The next step was to give them an article which appeared in the architecture/design magazine, "Metropolis". It was written by a furniture designer who had gone to visit an AIDS residence only to find out it had originally been a sleazy old hotel--the clientele had changed, but the decor had not. He began talking to to residents, asking them what changes they'd like to see, then set about raising the money to make those changes. We read it together, and discussed what was meant by 'residence', and who was likely to be living there. I put them into groups, asking them to design an AIDS residence. They could build in any style, as long as they kept the special needs of their tenants in mind. Once again, each group came through with very different results, but everyone agreed they'd enjoyed solving the problems such a project faces.
For homework, I asked them to choose one of the five questions about AIDS and Japan on one of the handouts I received from Louise Haynes. They were told they would be giving their answers to the class as mini-presentations, and to be prepared to speak for at least three minutes.

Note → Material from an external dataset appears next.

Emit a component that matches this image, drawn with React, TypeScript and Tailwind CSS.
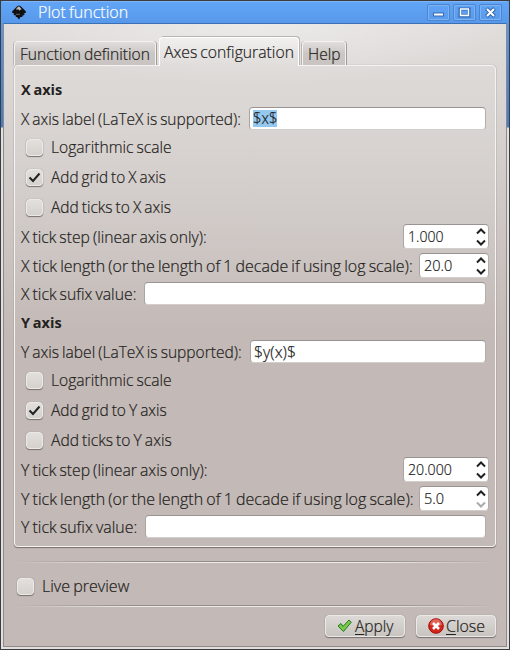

Most of the students came in well prepared, and everyone had clearly given the questions some thought. On several occasions students who answered the same question gave very different answers, resulting in lively discussion.
After the presentations, I gave them another version of the T/F quiz. This time, everyone got 10/10! We then looked at a number of political cartoons, posters, and slogans which I pasted together from an excellent book called "AIDS DEMOGRAPHICS". Many of these use humor to make a powerful point, but once they stopped laughing, the class agreed they made you stop and think.
The final project began with watching video clips from several tapes dealing with the Names Project Quilt. Although none of the clips were subtitled, the students could understand well enough. I explained that now Japan had a quilt as well, which really surprised them. The assignment I gave them was to design a square for a paper quilt. Each student was responsible for: one 30cm X 30cm square, a written explanation of their concept, and a brief presentation to the class. The squares could be either educational, political, or appeal on an emotional level. They were free to use either image or typographical solutions, and to design on the computer or by hand. (No two squares were alike, although there was a definite 'condom theme'!) We then joined all the squares together and hung them in the school's elevator, along with their concepts. The students worked together to write a project explanation, which we also displayed. We made A3 color copies of the joined squares, so each student could have one to keep.